Zinging, Leaping Shakespeare

Glowing On the Green


Wonderful performing cascades before your eyes and ears. It’s The Taming of the Shrew made endearing and vivacious, brimming with style and sparkling loquaciousness as guided by director Amy Lane and interpreted by a flawless 18-member ensemble for Nebraska Shakespeare.  

The players own the stage and Lane has everyone on it in constant and delightful motion. By leaps and bounds, they keep the action and the story full of life. At the same time, despite all the rushing to and fro, the rich language and complex speeches never get so hurried that their sense gets trampled. Moreover, Lane has found delightful, snappy ways to bring out the bawdiness Shakespeare put there and, clearly has encouraged her actors to find fun within the lines.  

You probably know that a prominent element of the story deals with male domination and female subjugation. A tricky path to follow in our day, unlike its original time when, despite the forceful rule of an English queen, women were essentially powerless. Lane, in having an all-male cast, seeks to replicate the sense of the period and, equally, to call attention to its confines. You needn’t look for that, or ponder it. She’s made sure that everything rolls on with its own momentum. She’s created jolly, fresh perspectives without ever tampering with what’s in the original conception. She imaginatively conjures up deliberately ambiguous personifications while Lindsay Pape’s fantastic costumes add to those images. “Gender,” Lane said is “a social construct, a performance rather than an identity.” Role playing, then, underlies it all. Things do get broad, but never go beyond the boundaries. These characters seem like real people who just get carried away a lot.  

Audience-friendly-wise, Lane and Artistic Director Vincent Carlson-Brown have made sure that everyone present can know the essence of the story. A synopsis is in the informative, excellently- produced program book.

Here, however, is the essence. Baptista Minola declares that his youngest daughter Bianca can be free to marry only after her older sister, rambunctious Katharina (aka Kate) is wed. Gremio, Hortensio and Lucentio seek to woo Bianca and come up with a variety of schemes, including disguises, to win her love. Petruchio vows to make Kate his bride although she does all she can to resist. After they are wed, he devises what look like loving ways to tame her, which ultimately succeed. 

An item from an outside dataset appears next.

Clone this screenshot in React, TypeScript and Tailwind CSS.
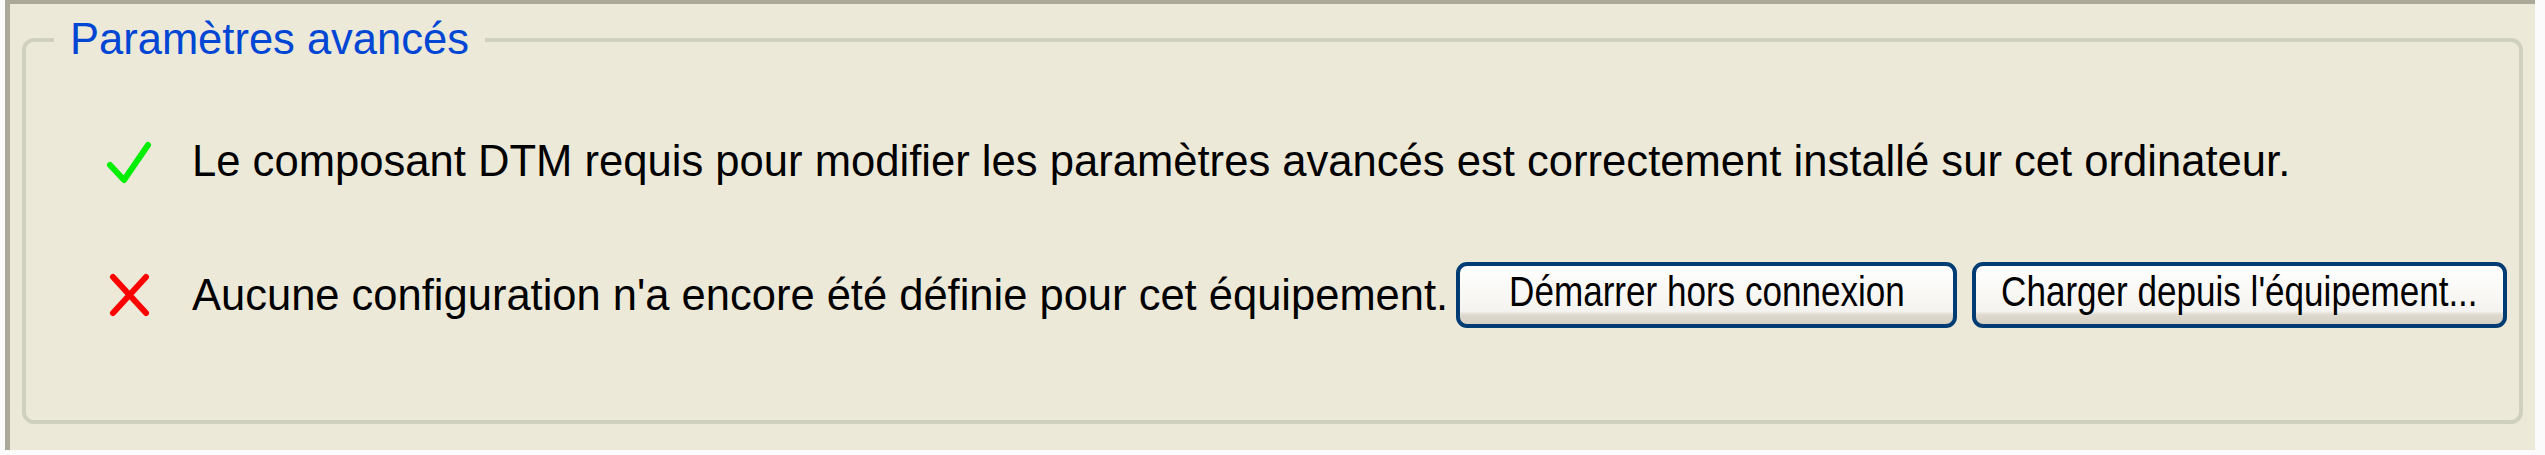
import React from 'react'

const font = { fontFamily: '"Liberation Sans", Arial, sans-serif' }

function CheckIcon() {
  return (
    <svg width="48" height="48" viewBox="0 0 48 48" fill="none">
      <path d="M5 28 L19 43 L43 8" stroke="#00ee00" strokeWidth={6} strokeLinecap="round" strokeLinejoin="round" />
    </svg>
  )
}

function CrossIcon() {
  return (
    <svg width="48" height="48" viewBox="0 0 48 48" fill="none">
      <path d="M8 6 L41 42 M41 6 L8 42" stroke="#ff0000" strokeWidth={6} strokeLinecap="round" />
    </svg>
  )
}

function XpButton({ label, width }: { label: string; width: string }) {
  return (
    <button
      className={`${width} h-[66px] shrink-0 flex items-center justify-center pb-[6px] border-4 border-[#003c74] rounded-[11px] bg-[linear-gradient(to_bottom,#ffffff_0%,#f4f3ef_78%,#dedacf_84%,#d6d0c4_100%)] text-black text-[42px] leading-none whitespace-nowrap overflow-visible`}
    >
      <span className="inline-block scale-x-[0.835]">{label}</span>
    </button>
  )
}

export default function App() {
  return (
    <div className="w-[2545px] h-[455px] bg-[#fbfbfb] overflow-hidden" style={font}>
      {/* Panel */}
      <div className="ml-[5px] w-[2530px] h-[450px] bg-[#ece9d8] border-t-4 border-l-[5px] border-[#aca899] pt-[11px]">
        {/* Group box */}
        <fieldset className="ml-[12px] w-[2501px] h-[409px] border-4 border-[#d0d0bf] rounded-[12px]">
          <legend className="ml-[28px] px-[16px] text-[43.5px] leading-[49px] text-[#0046d5]">Paramètres avancés</legend>

          {/* Row 1 */}
          <div className="mt-[72px] h-[50px] flex items-center pl-[79px]">
            <div className="w-[48px] h-[48px] shrink-0">
              <CheckIcon />
            </div>
            <span className="ml-[39px] text-[43.6px] leading-[50px] text-black whitespace-nowrap">
              Le composant DTM requis pour modifier les paramètres avancés est correctement installé sur cet ordinateur.
            </span>
          </div>

          {/* Row 2 */}
          <div className="mt-[76px] h-[66px] flex items-center pl-[79px]">
            <div className="w-[48px] h-[48px] shrink-0">
              <CrossIcon />
            </div>
            <span className="ml-[39px] text-[43.5px] leading-[50px] text-black whitespace-nowrap">
              Aucune configuration n'a encore été définie pour cet équipement.
            </span>
            <div className="ml-[8px] flex gap-[15px]">
              <XpButton label="Démarrer hors connexion" width="w-[501px]" />
              <XpButton label="Charger depuis l'équipement..." width="w-[535px]" />
            </div>
          </div>
        </fieldset>
      </div>
    </div>
  )
}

Among the disguise routines, FYI, Lucentio and his servant Tranio reverse roles.  And later they get a merchant to impersonate Lucentio’s father, Vincentio, a trick which comes undone when the real father appears. Not to worry. As with everything else in this production, the playing makes it clear.

Joe Lullo’s Petruchio brims with dynamic panache, although he might have seemed broadly sweeter when trying to convince Kate of his love. As for Kate, Daniel Ian Joeck never suggests conventional femininity, a perfect choice by him and Lane to remind us that women take many shapes and forms. Thus, when Kate finally yields to her husband’s rule, she does so with strength and surety, as if en route to equal partnership. 

Myles Phillips and Buddy Haardt as Lucentio and Tranio deliver their speeches with such knowing skill that you’d swear they’ve done so before at London’s Globe. Phillips also exudes true charm. Brian Linden plays Gremio, Bianca’s older suitor, with edgy feistiness and clearly knows how to make his costume have a life of its own.   

All of this cast merges and moves as if one dynamic company which has been together before and long. Credit them and Lane for making it seem so.

Pape’s exceptional costumes become a non-stop marvel. For example, there’s Hortensio’s violet-ribboned outfit, delightfully flounced and fluttered by Josh Doucette. And another masterpiece almost takes the wedding cake, Kate’s multi-layered bridal clothes, all in black, as if in mourning, but also a reversal of the black Petruchio had been wearing.     

Carlson-Brown has marvelously staged the fights. Call some of them brawls, especially the great match on the mat when Kate and Petruchio first confront each other’s urges to be on top. Plus, on the subject of movement, choreographer Patrick Roddy’s finale dance may make you want to leap up and join them.

Call it a triumph.

The Taming of the Shrew runs through July 10. Elmwood Park, south of UNO’s Bell Tower.  8 p.m.  Free. www.nebraskashakespeare.com.